### What is required
Repeat every line of the data exactly, but not the pictures.

# START OF Stored data

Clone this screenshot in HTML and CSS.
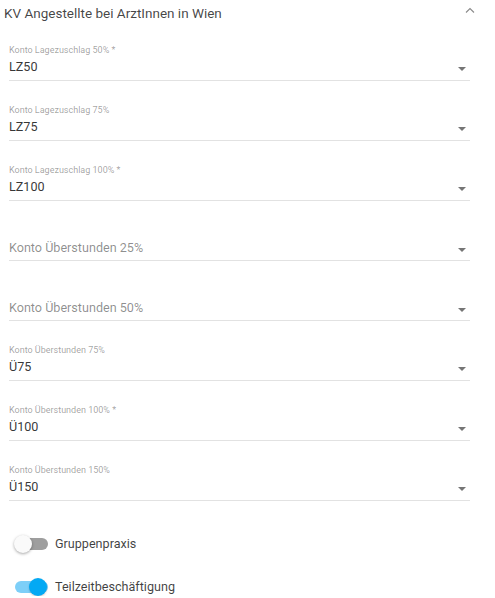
FILE: index.html
```html
<!DOCTYPE html>
<html lang="de">
<head>
  <meta charset="UTF-8" />
  <meta name="viewport" content="width=device-width, initial-scale=1.0" />
  <title>KV Angestellte bei ArztInnen in Wien</title>
  <link rel="stylesheet" href="styles.css">
</head>
<body>
  <!-- Panel Header -->
  <div class="panel-header">
    <span class="panel-title">KV Angestellte bei ArztInnen in Wien</span>
    <svg class="chevron" width="10" height="6" viewBox="0 0 10 6">
      <path d="M1 5.5 L5 1.5 L9 5.5" fill="none" stroke="#8a8a8a" stroke-width="1.1" />
    </svg>
  </div>

  <!-- Select Fields -->
  <div class="fields">
    <div class="field">
      <label class="field-label">Konto Lagezuschlag 50% *</label>
      <div class="field-row">
        <span class="field-value">LZ50</span>
        <span class="arrow"></span>
      </div>
    </div>
    <div class="field">
      <label class="field-label">Konto Lagezuschlag 75%</label>
      <div class="field-row">
        <span class="field-value">LZ75</span>
        <span class="arrow"></span>
      </div>
    </div>
    <div class="field">
      <label class="field-label">Konto Lagezuschlag 100% *</label>
      <div class="field-row">
        <span class="field-value">LZ100</span>
        <span class="arrow"></span>
      </div>
    </div>
    <div class="field empty">
      <div class="field-row">
        <span class="field-value placeholder">Konto Überstunden 25%</span>
        <span class="arrow"></span>
      </div>
    </div>
    <div class="field empty">
      <div class="field-row">
        <span class="field-value placeholder">Konto Überstunden 50%</span>
        <span class="arrow"></span>
      </div>
    </div>
    <div class="field">
      <label class="field-label">Konto Überstunden 75%</label>
      <div class="field-row">
        <span class="field-value">Ü75</span>
        <span class="arrow"></span>
      </div>
    </div>
    <div class="field">
      <label class="field-label">Konto Überstunden 100% *</label>
      <div class="field-row">
        <span class="field-value">Ü100</span>
        <span class="arrow"></span>
      </div>
    </div>
    <div class="field">
      <label class="field-label">Konto Überstunden 150%</label>
      <div class="field-row">
        <span class="field-value">Ü150</span>
        <span class="arrow"></span>
      </div>
    </div>
  </div>

  <!-- Toggles -->
  <div class="toggles">
    <div class="toggle">
      <span class="switch">
        <span class="track"></span>
        <span class="thumb"></span>
      </span>
      <span class="toggle-label">Gruppenpraxis</span>
    </div>
    <div class="toggle on">
      <span class="switch">
        <span class="track"></span>
        <span class="thumb"></span>
      </span>
      <span class="toggle-label">Teilzeitbeschäftigung</span>
    </div>
  </div>
</body>
</html>
```

FILE: styles.css
```css
body {
  margin: 0;
  background-color: #ffffff;
  color: rgba(0, 0, 0, 0.8);
  font-family: Roboto, "Noto Sans", Arial, sans-serif;
}
.panel-header {
  height: 16px;
  padding: 5px 20px 0 4px;
  display: flex;
  align-items: center;
  justify-content: space-between;
}
.panel-title {
  font-size: 13.5px;
  color: rgba(0, 0, 0, 0.74);
}
.chevron {
  margin-top: -6px;
}
.fields {
  padding: 0 25px 0 9px;
}
.field {
  height: 54px;
  margin-top: 5px;
  border-bottom: 1px solid #e2e2e2;
  display: flex;
  flex-direction: column;
  justify-content: flex-end;
}
.field-label {
  font-size: 9px;
  line-height: 12px;
  margin-bottom: 2px;
  color: rgba(0, 0, 0, 0.38);
}
.field-row {
  display: flex;
  align-items: center;
  padding-bottom: 4px;
}
.field.empty .field-row {
  padding-bottom: 3px;
}
.field-value {
  flex: 1;
  font-size: 12.6px;
  line-height: 18px;
}
.placeholder {
  color: rgba(0, 0, 0, 0.45);
}
.arrow {
  width: 0;
  height: 0;
  margin: 3px 4px 0 0;
  border-left: 4.5px solid transparent;
  border-right: 4.5px solid transparent;
  border-top: 4.5px solid rgba(0, 0, 0, 0.54);
}
.toggles {
  padding: 33px 0 0 14px;
  display: flex;
  flex-direction: column;
  gap: 24px;
}
.toggle {
  display: flex;
  align-items: center;
  gap: 7px;
  height: 19px;
}
.switch {
  position: relative;
  width: 34px;
  height: 19px;
}
.track {
  position: absolute;
  left: 1px;
  right: 0;
  top: 3.5px;
  height: 12px;
  border-radius: 6px;
  background-color: #9e9e9e;
}
.thumb {
  position: absolute;
  left: 0;
  top: 0.5px;
  width: 18px;
  height: 18px;
  border-radius: 50%;
  background-color: #fafafa;
  box-shadow: 0 1px 3px rgba(0, 0, 0, 0.35);
}
.toggle.on .track {
  background-color: #7dcff8;
}
.toggle.on .thumb {
  left: 15px;
  background-color: #03a9f4;
  box-shadow: 0 1px 2px rgba(0, 0, 0, 0.2);
}
.toggle-label {
  font-size: 12.6px;
  color: rgba(0, 0, 0, 0.75);
}
```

# END OF Stored data

### Solved problem
Clone this screenshot in HTML and CSS.
FILE: index.html
```html
<!DOCTYPE html>
<html lang="de">
<head>
  <meta charset="UTF-8" />
  <meta name="viewport" content="width=device-width, initial-scale=1.0" />
  <title>KV Angestellte bei ArztInnen in Wien</title>
  <link rel="stylesheet" href="styles.css">
</head>
<body>
  <!-- Panel Header -->
  <div class="panel-header">
    <span class="panel-title">KV Angestellte bei ArztInnen in Wien</span>
    <svg class="chevron" width="10" height="6" viewBox="0 0 10 6">
      <path d="M1 5.5 L5 1.5 L9 5.5" fill="none" stroke="#8a8a8a" stroke-width="1.1" />
    </svg>
  </div>

  <!-- Select Fields -->
  <div class="fields">
    <div class="field">
      <label class="field-label">Konto Lagezuschlag 50% *</label>
      <div class="field-row">
        <span class="field-value">LZ50</span>
        <span class="arrow"></span>
      </div>
    </div>
    <div class="field">
      <label class="field-label">Konto Lagezuschlag 75%</label>
      <div class="field-row">
        <span class="field-value">LZ75</span>
        <span class="arrow"></span>
      </div>
    </div>
    <div class="field">
      <label class="field-label">Konto Lagezuschlag 100% *</label>
      <div class="field-row">
        <span class="field-value">LZ100</span>
        <span class="arrow"></span>
      </div>
    </div>
    <div class="field empty">
      <div class="field-row">
        <span class="field-value placeholder">Konto Überstunden 25%</span>
        <span class="arrow"></span>
      </div>
    </div>
    <div class="field empty">
      <div class="field-row">
        <span class="field-value placeholder">Konto Überstunden 50%</span>
        <span class="arrow"></span>
      </div>
    </div>
    <div class="field">
      <label class="field-label">Konto Überstunden 75%</label>
      <div class="field-row">
        <span class="field-value">Ü75</span>
        <span class="arrow"></span>
      </div>
    </div>
    <div class="field">
      <label class="field-label">Konto Überstunden 100% *</label>
      <div class="field-row">
        <span class="field-value">Ü100</span>
        <span class="arrow"></span>
      </div>
    </div>
    <div class="field">
      <label class="field-label">Konto Überstunden 150%</label>
      <div class="field-row">
        <span class="field-value">Ü150</span>
        <span class="arrow"></span>
      </div>
    </div>
  </div>

  <!-- Toggles -->
  <div class="toggles">
    <div class="toggle">
      <span class="switch">
        <span class="track"></span>
        <span class="thumb"></span>
      </span>
      <span class="toggle-label">Gruppenpraxis</span>
    </div>
    <div class="toggle on">
      <span class="switch">
        <span class="track"></span>
        <span class="thumb"></span>
      </span>
      <span class="toggle-label">Teilzeitbeschäftigung</span>
    </div>
  </div>
</body>
</html>
```

FILE: styles.css
```css
body {
  margin: 0;
  background-color: #ffffff;
  color: rgba(0, 0, 0, 0.8);
  font-family: Roboto, "Noto Sans", Arial, sans-serif;
}
.panel-header {
  height: 16px;
  padding: 5px 20px 0 4px;
  display: flex;
  align-items: center;
  justify-content: space-between;
}
.panel-title {
  font-size: 13.5px;
  color: rgba(0, 0, 0, 0.74);
}
.chevron {
  margin-top: -6px;
}
.fields {
  padding: 0 25px 0 9px;
}
.field {
  height: 54px;
  margin-top: 5px;
  border-bottom: 1px solid #e2e2e2;
  display: flex;
  flex-direction: column;
  justify-content: flex-end;
}
.field-label {
  font-size: 9px;
  line-height: 12px;
  margin-bottom: 2px;
  color: rgba(0, 0, 0, 0.38);
}
.field-row {
  display: flex;
  align-items: center;
  padding-bottom: 4px;
}
.field.empty .field-row {
  padding-bottom: 3px;
}
.field-value {
  flex: 1;
  font-size: 12.6px;
  line-height: 18px;
}
.placeholder {
  color: rgba(0, 0, 0, 0.45);
}
.arrow {
  width: 0;
  height: 0;
  margin: 3px 4px 0 0;
  border-left: 4.5px solid transparent;
  border-right: 4.5px solid transparent;
  border-top: 4.5px solid rgba(0, 0, 0, 0.54);
}
.toggles {
  padding: 33px 0 0 14px;
  display: flex;
  flex-direction: column;
  gap: 24px;
}
.toggle {
  display: flex;
  align-items: center;
  gap: 7px;
  height: 19px;
}
.switch {
  position: relative;
  width: 34px;
  height: 19px;
}
.track {
  position: absolute;
  left: 1px;
  right: 0;
  top: 3.5px;
  height: 12px;
  border-radius: 6px;
  background-color: #9e9e9e;
}
.thumb {
  position: absolute;
  left: 0;
  top: 0.5px;
  width: 18px;
  height: 18px;
  border-radius: 50%;
  background-color: #fafafa;
  box-shadow: 0 1px 3px rgba(0, 0, 0, 0.35);
}
.toggle.on .track {
  background-color: #7dcff8;
}
.toggle.on .thumb {
  left: 15px;
  background-color: #03a9f4;
  box-shadow: 0 1px 2px rgba(0, 0, 0, 0.2);
}
.toggle-label {
  font-size: 12.6px;
  color: rgba(0, 0, 0, 0.75);
}
```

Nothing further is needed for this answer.